In an appeal against the ban, lodged by a group of UK media companies, Lord Chief Justice Lord Phillips partly lifted the ban. The UK media will now be able to repeat previously published allegations, but it will still be illegal to suggest that these allegations accurately represented evidence given in secret during the trial. It will also be illegal to print a particular phrase uttered in open court by Keogh when he was asked about the document.

== Previous U.S. bombings of Al Jazeera offices ==
Al Jazeera's offices have previously been hit by United States weaponry. On 13 November 2001 a U.S. missile hit Al Jazeera's office in Kabul, Afghanistan, during the U.S. invasion of that country. Although no Al Jazeera staff were hurt in the attack, the building was destroyed and some employees' homes were damaged.
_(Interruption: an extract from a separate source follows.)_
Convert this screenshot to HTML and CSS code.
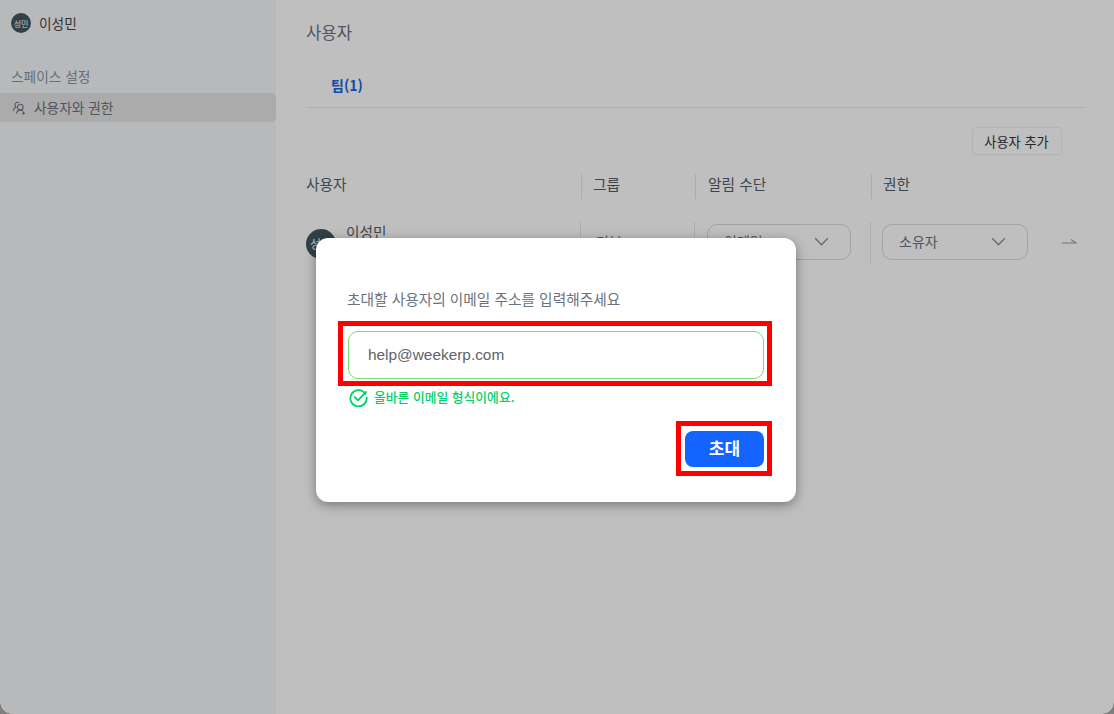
FILE: index.html
```html
<!DOCTYPE html>
<html lang="ko">
<head>
<meta charset="utf-8">
<title>사용자</title>
<link rel="stylesheet" href="styles.css">
</head>
<body>
<div class="app">
  <aside class="sidebar">
    <div class="profile">
      <span class="avatar avatar-small">성민</span>
      <span class="profile-name">이성민</span>
    </div>
    <div class="side-label">스페이스 설정</div>
    <div class="side-item">
      <svg class="side-icon" viewBox="0 0 16 16" fill="none" stroke="#6b7280" stroke-width="1.2" stroke-linecap="round">
        <circle cx="9.5" cy="7" r="3.2"/>
        <path d="M5.2 14c.5-2.3 2.2-3.6 4.3-3.6 1.1 0 2 .3 2.8 1"/>
        <path d="M7.6 1.6A3 3 0 0 0 3.4 4.4c0 1.1.5 1.9 1.2 2.5C3 7.6 1.9 9 1.5 10.8"/>
        <path d="M13.2 12.6v2.6M11.9 13.9h2.6"/>
      </svg>
      <span class="side-text">사용자와 권한</span>
    </div>
  </aside>
  <main class="main">
    <h1 class="title">사용자</h1>
    <nav class="tabs"><span class="tab">팀(1)</span></nav>
    <div class="actions"><button class="add-btn">사용자 추가</button></div>
    <div class="table-row table-head">
      <div class="cell cell-user">사용자</div>
      <div class="cell cell-group">그룹</div>
      <div class="cell cell-notify">알림 수단</div>
      <div class="cell cell-role">권한</div>
    </div>
    <div class="table-row table-body">
      <div class="cell cell-user body-user">
        <span class="avatar avatar-large">성민</span>
        <div class="user-info">
          <div class="user-name">이성민</div>
          <div class="user-mail">help@weekerp.com</div>
        </div>
      </div>
      <div class="cell cell-group group-value"><span class="group-text">기본</span></div>
      <div class="cell cell-notify">
        <div class="select select-notify"><span class="select-text">이메일</span>
          <svg class="chevron" viewBox="0 0 16 10" fill="none" stroke="#8b9094" stroke-width="1.6"><path d="M1 1.5l7 7 7-7"/></svg>
        </div>
      </div>
      <div class="cell cell-role">
        <div class="select select-role"><span class="select-text">소유자</span>
          <svg class="chevron" viewBox="0 0 16 10" fill="none" stroke="#8b9094" stroke-width="1.6"><path d="M1 1.5l7 7 7-7"/></svg>
        </div>
        <svg class="row-arrow" viewBox="0 0 16 6" fill="none" stroke="#9a9da1" stroke-width="1.1"><path d="M1 5h14L10 1.5"/></svg>
      </div>
    </div>
  </main>
</div>
<div class="overlay"></div>
<div class="corner corner-left"></div>
<div class="corner corner-right"></div>
<section class="modal">
  <p class="modal-text">초대할 사용자의 이메일 주소를 입력해주세요</p>
  <div class="field">
    <div class="email-input">help@weekerp.com</div>
    <span class="mark mark-input"></span>
  </div>
  <div class="valid">
    <svg class="valid-icon" viewBox="0 0 20 20" fill="none" stroke="#00d26a" stroke-width="1.9" stroke-linecap="round" stroke-linejoin="round">
      <path d="M17.3 6.2A8.6 8.6 0 1 0 18.6 10"/>
      <path d="M6 9.5l3.5 3.6L18 4.2"/>
    </svg>
    <span class="valid-text">올바른 이메일 형식이에요.</span>
  </div>
  <div class="modal-actions">
    <div class="invite-wrap">
      <button class="invite-btn">초대</button>
      <span class="mark mark-btn"></span>
    </div>
  </div>
</section>
</body>
</html>
```
FILE: styles.css
```css
* { box-sizing: border-box; }
html, body { margin: 0; height: 100%; }
body {
  width: 1114px;
  height: 714px;
  overflow: hidden;
  position: relative;
  background: #fff;
  font-family: "Noto Sans CJK KR", "Noto Sans", sans-serif;
  color: #333;
}
.app { display: flex; height: 714px; }
.sidebar { width: 276px; flex: none; background: #f6f7f9; padding-top: 12px; }
.profile { display: flex; align-items: center; gap: 8px; padding-left: 11px; height: 22px; }
.avatar {
  display: flex; align-items: center; justify-content: center;
  border-radius: 50%; background: #43565f; color: #fff; flex: none;
}
.avatar-small { width: 20px; height: 20px; font-size: 8px; }
.profile-name { font-size: 13.7px; color: #44464a; }
.side-label { margin-top: 32px; padding-left: 11px; font-size: 13.7px; line-height: 20px; color: #8a93a3; }
.side-item {
  display: flex; align-items: center; gap: 8px;
  margin-top: 7px; height: 29px; padding-left: 12px;
  background: #e4e4e4; border-radius: 0 5px 5px 0;
  font-size: 13.7px; color: #6b7280;
}
.side-text { position: relative; top: -1px; }
.side-icon { width: 14px; height: 14px; flex: none; }
.main { flex: 1; padding: 21px 28px 0 30px; }
.title { margin: 0; font-size: 16.7px; line-height: 23px; font-weight: 400; color: #6b7280; }
.tabs { margin-top: 20px; height: 44px; border-bottom: 1px solid #ececec; padding: 8px 0 0 25px; }
.tab { font-size: 14px; line-height: 20px; font-weight: 700; color: #1464e6; }
.actions { display: flex; justify-content: flex-end; padding: 19px 24px 0 0; }
.add-btn {
  width: 90px; height: 28px; padding: 0 1px 0 0;
  background: #fff; border: 1px solid #efefef; border-radius: 4px;
  font: 400 13.2px "Noto Sans CJK KR", sans-serif; color: #333;
}
.table-row { display: flex; }
.table-head { margin-top: 19px; height: 25px; font-size: 14.7px; line-height: 20px; color: #555c66; }
.table-body { margin-top: 23px; height: 43px; font-size: 14px; }
.cell { display: flex; align-items: center; }
.cell-user { width: 275px; }
.body-user { width: 274px; }
.cell-group { width: 114px; padding-left: 11px; border-left: 1px solid #e6e6e6; }
.cell-notify { width: 176px; padding-left: 12px; border-left: 1px solid #e6e6e6; }
.cell-role { padding-left: 11px; border-left: 1px solid #e6e6e6; position: relative; }
.table-head .cell { padding-bottom: 6px; }
.avatar-large { width: 30px; height: 30px; font-size: 12px; }
.user-info { margin-left: 10px; align-self: flex-start; }
.user-name { font-size: 14.7px; line-height: 20px; color: #555c66; }
.user-mail { font-size: 12px; line-height: 18px; color: #8a93a3; }
.group-value { color: #6b7280; }
.group-text { position: relative; left: 4px; top: -3px; }
.select {
  display: flex; align-items: center; justify-content: space-between;
  height: 36px; padding: 0 21px 0 16px; margin-bottom: 4px;
  border: 1px solid #d6d8da; border-radius: 10px;
  font-size: 14px; color: #6b7280;
}
.select-text { position: relative; top: -1px; }
.select-notify { width: 144px; }
.select-role { width: 146px; }
.chevron { width: 15px; height: 9px; }
.row-arrow { width: 16px; height: 6px; margin-left: 33px; margin-bottom: 6px; }
.overlay { position: absolute; inset: 0; background: rgba(0, 0, 0, .25); }
.corner { position: absolute; bottom: 0; width: 12px; height: 12px; }
.corner-left { left: 0; background: radial-gradient(circle at 100% 0, transparent 11.5px, #808080 12px); }
.corner-right { right: 0; background: radial-gradient(circle at 0 0, transparent 11.5px, #808080 12px); }
.modal {
  position: absolute; left: 316px; top: 238px;
  width: 480px; height: 264px; padding: 51px 32px 0 32px;
  background: #fff; border-radius: 12px;
  box-shadow: 0 3px 12px rgba(0, 0, 0, .38);
}
.modal-text { margin: 0 0 0 -1px; font-size: 14.7px; line-height: 20px; color: #6b7280; }
.field { position: relative; margin-top: 22px; }
.email-input {
  height: 48px; padding: 0 0 0 19px;
  display: flex; align-items: center;
  border: 1px solid #79dc79; border-radius: 10px;
  font: 400 15.4px "Liberation Sans", Arial, sans-serif; color: #5f6368;
}
.mark { position: absolute; border: 5px solid #ff0000; pointer-events: none; }
.mark-input { left: -10px; right: -8px; top: -10px; bottom: -7px; }
.valid { display: flex; align-items: center; gap: 6px; margin: 9px 0 0 1px; height: 18px; font-size: 12.8px; font-weight: 500; color: #00d26a; }
.valid-text { position: relative; top: -1px; }
.valid-icon { width: 19px; height: 19px; flex: none; }
.modal-actions { display: flex; justify-content: flex-end; margin-top: 25px; }
.invite-wrap { position: relative; }
.invite-btn {
  display: block; width: 79px; height: 36px; padding: 0 0 4px;
  border: 0; border-radius: 8px; background: #1464ff;
  font: 700 17px "Noto Sans CJK KR", sans-serif; color: #fff;
}
.mark-btn { left: -9px; right: -8px; top: -10px; bottom: -9px; }
```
At the time, Mohammed Jasim al-Ali, managing editor, said that the coordinates of the office were well known to everyone including the Americans.

When former British Home Secretary David Blunkett published his memoirs in late 2006, it was revealed he had advised Prime Minister Tony Blair in late March 2003 to bomb the Al Jazeera television transmitter in Baghdad. "There wasn't a worry from me because I believed that this was a war and in a war you wouldn't allow the broadcast to continue taking place", Blunkett said.

On 8 April 2003 a U.S. missile hit an electricity generator at Al Jazeera's office in Baghdad. The resulting fire killed reporter Tareq Ayyoub and wounded another staff member. On 24 February, Mohammed Jasim al-Ali had sent a letter with the coordinates of the offices to Victoria Clarke, the U.S. Assistant Secretary of Defense for Public Affairs (the location had not been officially requested by the U.S. government). This incident, which occurred during the U.S. assault on Baghdad and after criticism of Al Jazeera's coverage from those supportive of the war aims of the United States forces, gave rise to suspicions that the network had been targeted.

Frank Gaffney published an opinion piece on 29 September 2003 calling for Al Jazeera to be "taken down" "one way or another" because it constitutes "enemy media".